Zerrüttete Kundenbeziehungen

Angesichts der Unklarheiten hat sich die Richterin noch nicht über die Höhe der zu leistenden Nachforderung geäußert. Das könnte Gegenstand eines Anschlussverfahrens werden. Zunächst müssten jedoch die Zahl der indirekten User, die über Drittsysteme auf SAP zugriffen, sowie deren Klassifizierung in der Named-User-Metrik des Softwareanbieters geklärt werden. Auch ist noch nicht ersichtlich, inwieweit SAP auf seiner rund 55 Millionen Pfund schweren Nachforderung beharren wird. Das Verhältnis zum Kunden - sofern ein solches überhaupt noch besteht - dürfte dadurch in jedem Fall weiter belastet werden.

Der Urteilsspruch stammt zwar von einer britischen Richterin.
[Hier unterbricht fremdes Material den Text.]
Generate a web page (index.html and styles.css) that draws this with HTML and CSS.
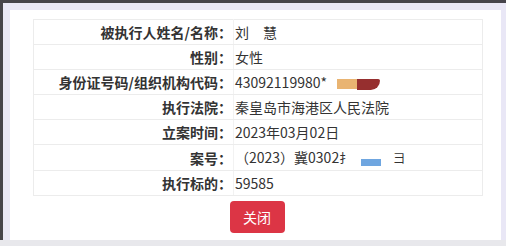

Nichtsdestotrotz dürfte das Verfahren in weiten Kreisen der SAP-Klientel für Aufsehen sorgen - zumal SAP seine Lizenzkonditionen weltweit harmonisiert. Das Urteil bedeute schlechte Nachrichten für viele Unternehmen, konstatierte Robin Fry, Direktor der Lizenzberatung Cerno Professional Services. Die Konsequenzen seien weitreichend. Wenn bei jedem SAP-System, das von irgendeiner Drittsoftware auf Daten angefragt werde, sofort Kosten wegen indirekter Nutzung anfielen, entstünden für die Unternehmen unkalkulierbare Risiken. Ein indirekter Zugriff könne beispielsweise schon erfolgen, wenn ein User über ein Webportal einen Preis abfragt, der in einem SAP-System hinterlegt sei. Gerade hinsichtlich der immer schärfer werdenden Compliance-Vorgaben, die von den Unternehmen eine exakte Kalkulation ihrer Betriebskosten verlangen, könnten sich die SAP-Landschaften zu einer tickenden Zeitbombe entwickeln.